By Jessica Resnick-Ault
NEW YORK (Reuters) - Benchmark Brent crude prices edged higher on Monday, supported by a North Sea pipeline outage and a workers' strike in the Nigerian energy industry, but U.S. prices slid slightly, highlighting concerns about growing U.S. output.
Brent crude futures (LCOc1), the international benchmark, settled up 18 cents at $63.41.
U.S. crude futures (CLc1) fell 14 cents to $57.16.
Brent had traded as high as $63.91 earlier in the day but fell back after Ineos, operator of the North Sea Forties pipeline, said the crack that shut it down had not spread.
"The Forties pipeline outage is continuing to be supportive of the market," said John Kilduff, partner at Again Capital. "We're just watching this as to see how the market reacts to not having these barrels available."
The 450,000-barrel-per-day link that provides some of the physical crude underpinning Brent has been shut since Dec. 11, forcing Ineos to declare force majeure on all oil and gas shipments from it last week.
"There is still no reliable information about how long the repair work will last and when the pipeline will go back into operation," Commerzbank said in a note. "This should preclude any fall in the Brent price for the foreseeable future".
Early in the session Brent was under further pressure as a major Nigerian oil union began a nationwide strike, but the action concluded the same day it began, after a domestic oil and gas company recalled laid off staff.
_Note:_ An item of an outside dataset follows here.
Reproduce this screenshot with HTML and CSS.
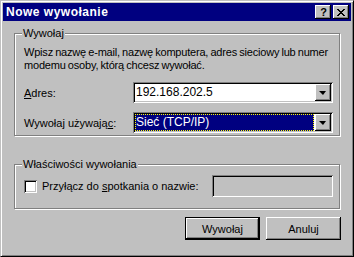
FILE: index.html
```html
<!DOCTYPE html>
<html>
<head>
<meta charset="utf-8">
<link rel="stylesheet" href="styles.css">
</head>
<body>
<div class="window">
  <div class="titlebar">
    <span class="title">Nowe wywołanie</span>
    <span class="tbtn help">?</span>
    <span class="tbtn close"><svg width="8" height="7" viewBox="0 0 8 7"><path d="M0 0h2v1h1v1h2V1h1V0h2v1H7v1H6v1H5v1h1v1h1v1h1v1H6V6H5V5H3v1H2v1H0V6h1V5h1V4h1V3H2V2H1V1H0z" fill="#000"/></svg></span>
  </div>
  <div class="content">
    <div class="group g1">
      <span class="legend">Wywołaj</span>
      <p class="desc">Wpisz nazwę e-mail, nazwę komputera, adres sieciowy lub numer<br>modemu osoby, którą chcesz wywołać.</p>
      <div class="row r1">
        <span class="label"><u>A</u>dres:</span>
        <div class="combo"><span class="value">192.168.202.5</span><span class="drop"><i class="arrow"></i></span></div>
      </div>
      <div class="row r2">
        <span class="label">Wywołaj używają<u>c</u>:</span>
        <div class="combo"><span class="value sel">Sieć (TCP/IP)</span><span class="drop"><i class="arrow"></i></span></div>
      </div>
    </div>
    <div class="group g2">
      <span class="legend">Właściwości wywołania</span>
      <div class="row r3">
        <span class="check"></span>
        <span class="clabel">Przyłącz do <u>s</u>potkania o nazwie:</span>
        <span class="field"></span>
      </div>
    </div>
    <div class="buttons">
      <span class="btn default">Wywołaj</span>
      <span class="btn">Anuluj</span>
    </div>
  </div>
</div>
</body>
</html>
```
FILE: styles.css
```css
* { box-sizing: border-box; }
html, body { margin: 0; padding: 0; background: #c0c0c0; }
body { font-family: "Liberation Sans", Arial, sans-serif; font-size: 11px; color: #000; }
.window {
  width: 354px; height: 257px;
  border: 1px solid; border-color: #c0c0c0 #000 #000 #c0c0c0;
  box-shadow: inset 1px 1px 0 #fff, inset -1px -1px 0 #808080;
  padding: 2px;
  background: #c0c0c0;
  display: flex; flex-direction: column;
}
.titlebar {
  height: 18px; background: #000080; color: #fff;
  display: flex; align-items: center; padding: 0 2px 0 3px; gap: 2px;
}
.title { font-weight: bold; font-size: 12px; flex: 1; letter-spacing: 0.5px; }
.tbtn {
  width: 16px; height: 14px; background: #c0c0c0;
  box-shadow: inset -1px -1px 0 #000, inset 1px 1px 0 #fff, inset -2px -2px 0 #808080;
  display: flex; align-items: center; justify-content: center;
  color: #000; font-weight: bold; font-size: 11px; line-height: 14px;
}
.tbtn.help { padding-left: 1px; }
.content { padding: 12px 11px 0 11px; display: flex; flex-direction: column; }
.group {
  border: 1px solid #808080;
  box-shadow: inset 1px 1px 0 #fff, 1px 1px 0 #fff;
  display: flex; flex-direction: column;
  padding: 0 6px 0 9px;
}
.legend {
  align-self: flex-start; background: #c0c0c0; line-height: 13px;
  margin: -7px 0 0 -2px; padding: 0 1px;
}
.g1 { height: 103px; }
.desc { margin: 6px 0 0 0; line-height: 13px; white-space: nowrap; letter-spacing: -0.2px; word-spacing: -0.6px; }
.row { display: flex; align-items: center; }
.r1 { margin-top: 10px; }
.r2 { margin-top: 9px; }
.label { width: 109px; }
.combo {
  width: 200px; height: 21px; background: #fff;
  box-shadow: inset 1px 1px 0 #808080, inset -1px -1px 0 #fff, inset 2px 2px 0 #000, inset -2px -2px 0 #c0c0c0;
  display: flex; align-items: center; padding: 2px;
}
.value { flex: 1; height: 17px; line-height: 17px; padding-left: 1px; font-size: 12px; }
.value.sel {
  background: #000080; color: #fff; border: 1px dotted #ffff00; line-height: 15px; padding-left: 0;
  margin-right: 1px;
}
.drop {
  width: 16px; height: 17px; background: #c0c0c0;
  box-shadow: inset -1px -1px 0 #000, inset 1px 1px 0 #fff, inset -2px -2px 0 #808080;
  display: flex; align-items: center; justify-content: center;
}
.arrow {
  width: 0; height: 0; border-left: 4px solid transparent; border-right: 3px solid transparent;
  border-top: 4px solid #000; margin-left: -1px;
}
.g2 { margin-top: 28px; height: 45px; }
.r3 { margin-top: 4px; }
.check {
  width: 13px; height: 13px; background: #fff;
  box-shadow: inset 1px 1px 0 #808080, inset -1px -1px 0 #fff, inset 2px 2px 0 #000, inset -2px -2px 0 #c0c0c0;
}
.clabel { margin-left: 5px; flex: 1; }
.field {
  width: 121px; height: 22px; background: #c0c0c0;
  box-shadow: inset 1px 1px 0 #808080, inset -1px -1px 0 #fff, inset 2px 2px 0 #000, inset -2px -2px 0 #c0c0c0;
}
.buttons { display: flex; justify-content: flex-end; gap: 6px; margin-top: 8px; margin-right: -1px; }
.btn {
  width: 75px; height: 23px; display: flex; align-items: center; justify-content: center;
  background: #c0c0c0;
  box-shadow: inset -1px -1px 0 #000, inset 1px 1px 0 #fff, inset -2px -2px 0 #808080;
}
.btn.default {
  border: 1px solid #000;
  box-shadow: inset -1px -1px 0 #000, inset 1px 1px 0 #fff, inset -2px -2px 0 #808080;
}
```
Strikes could resume in January, according to the president of the Petroleum and Natural Gas Senior Staff Association of Nigeria.
U.S. production (C-OUT-T-EIA) has soared 16 percent since mid-2016 to 9.8 million bpd, approaching the output of top producers Saudi Arabia's 10 million bpd and Russia's 11 million bpd.
This has undermined market-balancing efforts by the Organization of the Petroleum Exporting Countries and a group of non-OPEC producers, including Russia, to withhold production.
Largely because of rising U.S. shale output, the International Energy Agency said global oil markets would show a supply surplus of about 200,000 bpd in the first half of 2018.
The U.S. Energy Information Administration showed a similar surplus for that period and indicated a supply overhang of 167,000 bpd for all of 2018.